A Dutch appeals court has acquitted a businessman who had been convicted of selling weapons to former Liberian President Charles Taylor.
Kouwenhoven went from importing cars to trading timber rights
The court argued that there had been insufficient evidence for a conviction, annulling Dutch timber trader Guus Kouwenhoven's eight-year sentence.
He had been convicted in 2006 of trading weapons for logging rights in Liberia, breaking a UN arms embargo.
Mr Kouwenhoven, an associate of Mr Taylor's, denied the charges.
The appeal court criticised the prosecutors' investigation, saying they had not sufficiently verified witness statements.

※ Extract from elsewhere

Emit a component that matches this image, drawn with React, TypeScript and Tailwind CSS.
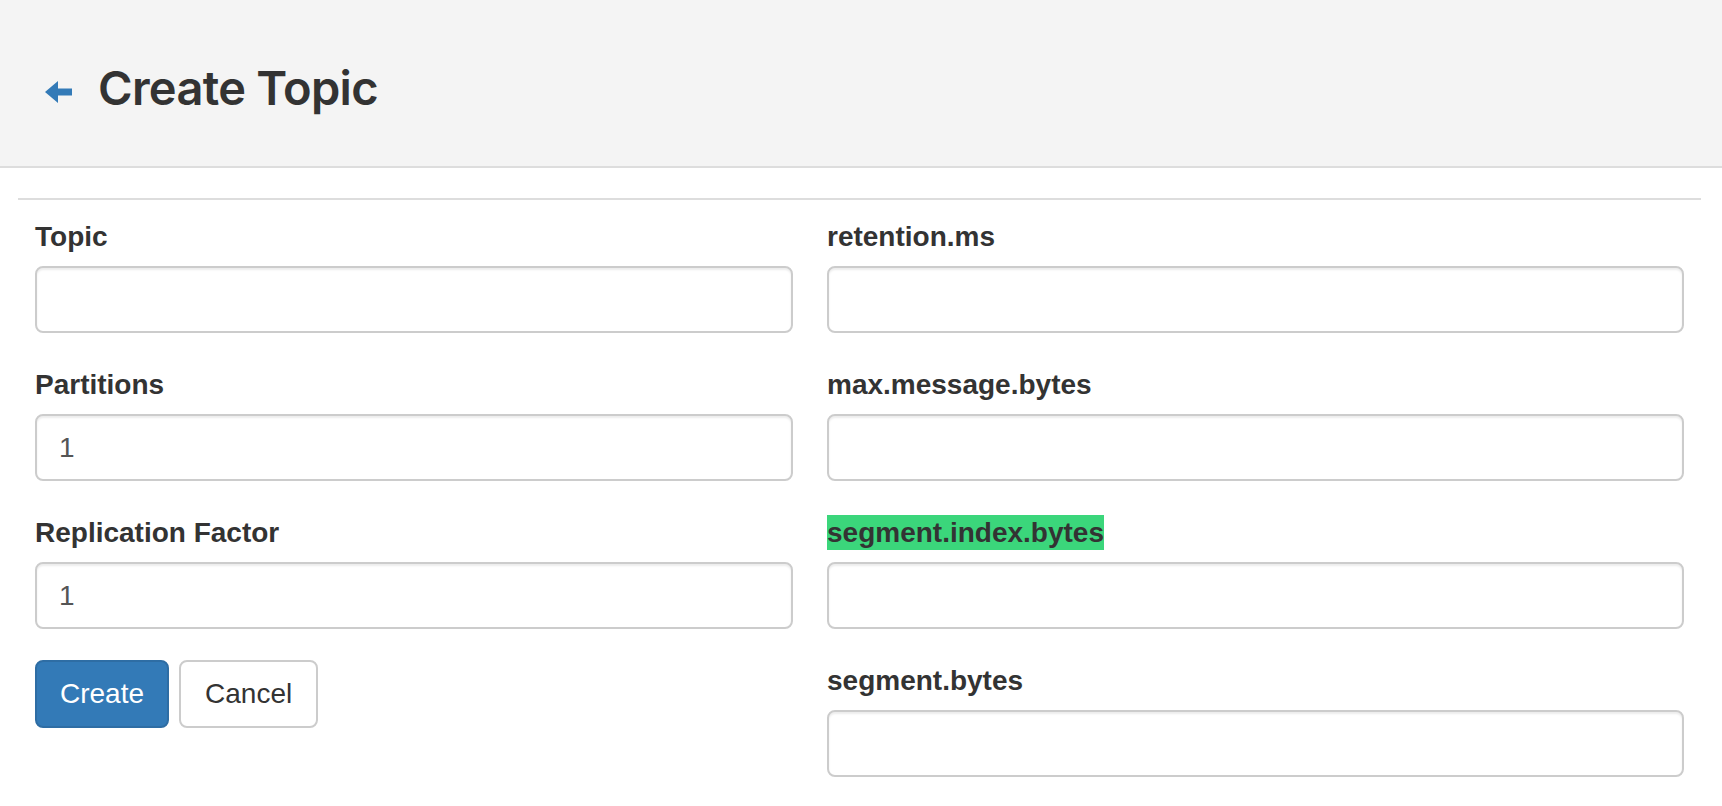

"The suspect must be acquitted of these deeds because of far-reaching lack of reliable evidence on which to base a conviction," the judges said.
Mr Kouwenhoven was president of the Oriental Trading Corporation between 2000 and 2003, when the arms smuggling allegedly took place.
Prosecutors had appealed for a tougher sentence and wanted an additional conviction for war crimes.
He was a close associate of Charles Taylor, who is now on trial in The Hague at a UN-backed court on charges of crimes against humanity and war crimes.
Mr Taylor is accused of backing militias in Sierra Leone that murdered, raped and tortured civilians during the country's civil war from 1991 to 2001.
Mr Taylor gave evidence last month in a closed session of Mr Kouwenhoven's trial.